A new Moon

Moon Jae-in

It’s a new year – and a new Moon Jae-in. Before he became president of South Korea, Moon referred to the chaebols – those hugely successful but profoundly corrupt and immensely powerful family-run conglomerates that dominate that country’s economy – as a “deep-rooted evil.” When Moon rose to the presidency in May 2017, he promised a serious campaign of chaebol reform. Yes, several of his predecessors had made similar promises, but Moon said his promises were for real. He appointed a so-called “chaebol sniper,” one Kim Sang-jo, whom he tasked with bringing the chaebols to heel.

Kim Sang-jo

In the more than year and a half since his inauguration, however, the South Korean people have seen very little in the way of reform. Once again, the promises have proven empty. As we saw a couple of weeks ago, Kim, in a recent interview, presented himself not as an anti-chaebol warrior but as a “reasonable reformist” who respects the chaebols and, far from cutting them down to size, seeks to render them competitive through “evolutionary reform.”

Jay Y. Lee, top dog at Samsung

Now Moon, too, is singing a new tune. As the Korea Times reported on January 6, “the President appears to be expanding communication channels to win backing from the country’s leading industrial conglomerates.” According to a spoksman for Moon, the President planned to meet with chaebol leaders some time in January and would ask them “to hire more and spend more,” in exchange for which his government would provide increased “tax benefits and administrative support.” Partly in order to win votes from younger members of the electorate who are in the job market, according to top government officials, Moon needs “to reach out his hands to Samsung, LG, SK and Hyundai,” the country’s “top four family-controlled businesses.”

Hyundai Motor Chairman Chung Mong-koo

That’s quite an about-face, even by high-stakes political standards.
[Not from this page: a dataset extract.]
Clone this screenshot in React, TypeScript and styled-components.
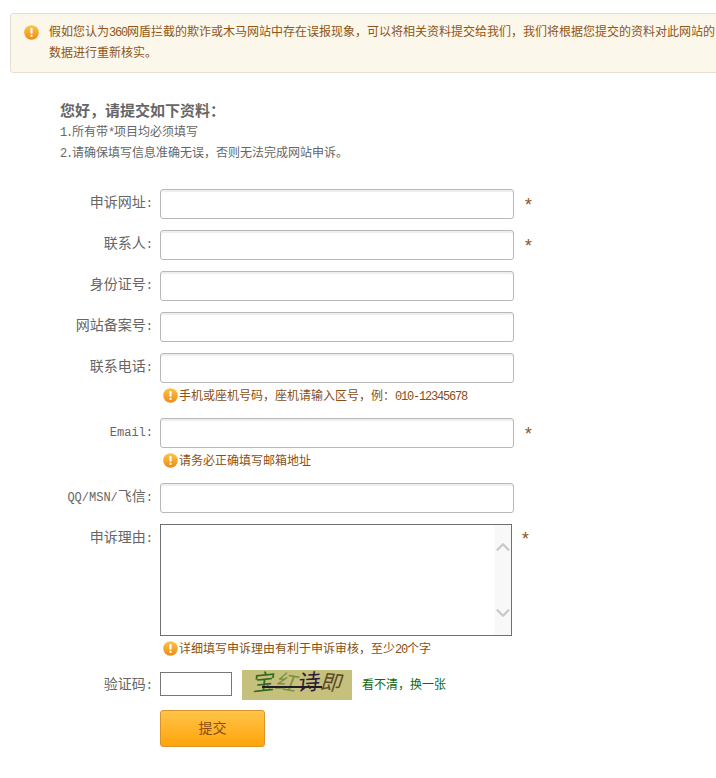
import React from 'react'
import styled, { createGlobalStyle } from 'styled-components'
import { ChevronDown, ChevronUp } from 'lucide-react'

const fontStack = `"Liberation Mono", "Noto Sans CJK SC", monospace`

const GlobalStyle = createGlobalStyle`
  html, body {
    margin: 0;
    padding: 0;
    background: #fff;
    overflow: hidden;
  }
  body {
    font-family: ${fontStack};
    font-size: 12px;
    color: #666;
  }
`

const WarnIcon = ({ size = 15 }: { size?: number }) => (
  <svg width={size} height={size} viewBox="0 0 15 15">
    <defs>
      <linearGradient id="warn" x1="0" y1="0" x2="0" y2="1">
        <stop offset="0" stopColor="#fbc64a" />
        <stop offset="1" stopColor="#f08a12" />
      </linearGradient>
    </defs>
    <circle cx="7.5" cy="7.5" r="7.3" fill="url(#warn)" />
    <rect x="6.4" y="3" width="2.2" height="5.8" rx="1" fill="#fff" />
    <rect x="6.4" y="9.8" width="2.2" height="2.2" rx="1" fill="#fff" />
  </svg>
)

export default function App() {
  return (
    <Page>
      <GlobalStyle />
      <Notice>
        <NoticeIcon><WarnIcon /></NoticeIcon>
        <NoticeText>
          假如您认为<Latin>360</Latin>网盾拦截的欺诈或木马网站中存在误报现象，可以将相关资料提交给我们，我们将根据您提交的资料对此网站的
          <br />
          数据进行重新核实。
        </NoticeText>
      </Notice>

      <Intro>
        <Title>您好，请提交如下资料：</Title>
        <IntroLine><Latin>1.</Latin>所有带<Latin>*</Latin>项目均必须填写</IntroLine>
        <IntroLine><Latin>2.</Latin>请确保填写信息准确无误，否则无法完成网站申诉。</IntroLine>
      </Intro>

      <Form onSubmit={(e) => e.preventDefault()}>
        {fields.map((field, index) => (
          <Row key={index}>
            <Label>{field.label}<LabelLatin>:</LabelLatin></Label>
            <Field>
              <InputLine>
                <TextInput />
                {field.required && <Star>*</Star>}
              </InputLine>
              {field.hint && (
                <Hint>
                  <WarnIcon size={15} />
                  <span>{field.hint}</span>
                </Hint>
              )}
            </Field>
          </Row>
        ))}

        <Row>
          <Label>申诉理由<LabelLatin>:</LabelLatin></Label>
          <Field>
            <InputLine>
              <AreaWrap>
                <TextArea />
                <ScrollTrack>
                  <ChevronUp size={22} strokeWidth={2.4} color="#c8c8c8" />
                  <ChevronDown size={22} strokeWidth={2.4} color="#c8c8c8" />
                </ScrollTrack>
              </AreaWrap>
              <AreaStar>*</AreaStar>
            </InputLine>
            <Hint>
              <WarnIcon size={15} />
              <span>详细填写申诉理由有利于申诉审核，至少<Latin>20</Latin>个字</span>
            </Hint>
          </Field>
        </Row>

        <CaptchaRow>
          <CaptchaLabel>验证码<LabelLatin>:</LabelLatin></CaptchaLabel>
          <CaptchaInput />
          <Captcha>
            <CaptchaChar $color="#2f6a1c" $size={22} $turn={-6}>宝</CaptchaChar>
            <CaptchaChar $color="#7d8f42" $size={21} $turn={10}>红</CaptchaChar>
            <CaptchaChar $color="#2c1a3e" $size={22} $turn={-4}>诗</CaptchaChar>
            <CaptchaChar $color="#5c4a2a" $size={21} $turn={6}>即</CaptchaChar>
          </Captcha>
          <Refresh>看不清，换一张</Refresh>
        </CaptchaRow>

        <SubmitButton type="submit">提交</SubmitButton>
      </Form>
    </Page>
  )
}

const Page = styled.div`
  width: 716px;
  height: 778px;
  overflow: hidden;
`

const Notice = styled.div`
  display: flex;
  width: 730px;
  height: 58px;
  margin: 13px 0 0 10px;
  background: #fbf7ea;
  border: 1px solid #e6dfcb;
  border-radius: 3px;
`

const NoticeIcon = styled.div`
  flex: none;
  width: 15px;
  height: 15px;
  margin: 11px 10px 0 13px;
`

const NoticeText = styled.div`
  flex: none;
  line-height: 21px;
  padding-top: 9px;
  color: #8f5518;
  white-space: nowrap;
`

const Latin = styled.span`
  letter-spacing: -1.2px;
`

const LabelLatin = styled.span`
  font-size: 12px;
`

const Intro = styled.div`
  margin: 29px 0 0 60px;
  height: 87px;
`

const Title = styled.div`
  font-size: 15px;
  font-weight: bold;
  line-height: 21px;
  color: #666;
`

const IntroLine = styled.div`
  line-height: 21px;
  color: #666;
`

const Form = styled.form`
  display: flex;
  flex-direction: column;
`

const Row = styled.div`
  display: flex;
  margin-bottom: 11px;
`

const Label = styled.label`
  flex: none;
  width: 153px;
  margin-right: 7px;
  text-align: right;
  font-size: 14px;
  line-height: 28px;
  color: #666;
  white-space: nowrap;
`

const Field = styled.div`
  display: flex;
  flex-direction: column;
`

const InputLine = styled.div`
  display: flex;
`

const TextInput = styled.input`
  box-sizing: border-box;
  width: 354px;
  height: 30px;
  padding: 0 6px;
  background: #fff;
  border: 1px solid #b8b8b8;
  border-radius: 3px;
  box-shadow: inset 0 2px 1px #eee;
  outline: none;
`

const Star = styled.span`
  margin-left: 9px;
  font-size: 18px;
  line-height: 34px;
  height: 30px;
  color: #8f5518;
`

const AreaStar = styled(Star)`
  margin-left: 8px;
  line-height: 32px;
`

const AreaWrap = styled.div`
  position: relative;
  width: 352px;
  height: 112px;
`

const TextArea = styled.textarea`
  display: block;
  box-sizing: border-box;
  width: 352px;
  height: 112px;
  margin: 0;
  padding: 2px;
  background: #fff;
  border: 1px solid #707070;
  border-radius: 0;
  outline: none;
  resize: none;
  overflow: hidden;
`

const ScrollTrack = styled.div`
  position: absolute;
  top: 1px;
  right: 1px;
  bottom: 1px;
  width: 16px;
  display: flex;
  flex-direction: column;
  justify-content: space-between;
  align-items: center;
  padding: 11px 0;
  box-sizing: border-box;
  background: #f8f8f8;
`

const Hint = styled.div`
  display: flex;
  align-items: center;
  gap: 1px;
  height: 24px;
  padding-left: 3px;
  color: #8a4f12;
  white-space: nowrap;
`

const CaptchaRow = styled.div`
  display: flex;
  align-items: center;
  height: 30px;
  margin-top: -1px;
  margin-bottom: 10px;
`

const CaptchaLabel = styled(Label)`
  line-height: 28px;
`

const CaptchaInput = styled.input`
  box-sizing: border-box;
  width: 72px;
  height: 24px;
  margin: 0 10px 2px 0;
  padding: 0 4px;
  background: #fff;
  border: 1px solid #777;
  border-radius: 0;
  outline: none;
`

const Captcha = styled.div`
  position: relative;
  display: flex;
  align-items: center;
  gap: 1px;
  width: 110px;
  height: 30px;
  margin-right: 10px;
  padding-left: 11px;
  box-sizing: border-box;
  background: #c5c07c;

  &::after {
    content: '';
    position: absolute;
    left: 20px;
    top: 16px;
    width: 60px;
    height: 2px;
    background: #241a2c;
  }
`

const CaptchaChar = styled.span<{ $color: string; $size: number; $turn: number }>`
  display: inline-block;
  font-size: ${(props) => props.$size}px;
  line-height: 30px;
  color: ${(props) => props.$color};
  transform: rotate(${(props) => props.$turn}deg) skewX(-12deg);
`

const Refresh = styled.a`
  margin-bottom: 2px;
  color: #0c6a12;
  white-space: nowrap;
`

const SubmitButton = styled.button`
  box-sizing: border-box;
  width: 105px;
  height: 37px;
  margin-left: 160px;
  padding: 0 0 3px;
  font-family: ${fontStack};
  font-size: 14px;
  color: #8a4f12;
  background: linear-gradient(#ffc44a, #ffa40a);
  border: 1px solid #d8942a;
  border-radius: 3px;
  cursor: pointer;
`

const fields = [
  { label: '申诉网址', required: true },
  { label: '联系人', required: true },
  { label: '身份证号' },
  { label: '网站备案号' },
  { label: '联系电话', hint: <>手机或座机号码，座机请输入区号，例：<Latin>010-12345678</Latin></> },
  { label: <LabelLatin>Email</LabelLatin>, required: true, hint: <>请务必正确填写邮箱地址</> },
  { label: <><LabelLatin>QQ/MSN/</LabelLatin>飞信</> },
]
The man who vowed to be an anti-chaebol crusader is now going to the chaebols, hat in hand, and begging them for what is essentially a political favor – and, in response, offering to cut their taxes. In other words, it’s back to business as usual in South Korea, with the head of state and the chaebol kings scratching each other’s backs.

Already, reported the Times, “chief presidential policy chief Kim Soo-hyun met with senior executives at Samsung, LG and SK in a Seoul hotel late last year” in order to set the groundwork for the shift in approach. The question, it seems, is not whether Moon plans to woo the chaebol bosses; it is how the bosses will respond to his bootlicking.

LG Group headquarters

You see, they’re not all that happy with Moon, partly because of the aggressive anti-chaebol rhetoric with which he started his administration, and partly because his hike in the minimum wage has blunted their competitiveness abroad. It’s predicted that South Korean economy will grow only 2.5 percent this year, and the chaebols put a lot of blame for that at Moon’s feet.

The worm, then, has turned. The sometime chaebol slayer has become a servile brownnoser, trucking to the big boys at the “big four” – Samsung, Hyundai, LG, and SK – and hoping that they’ll respond positively to his kowtowing.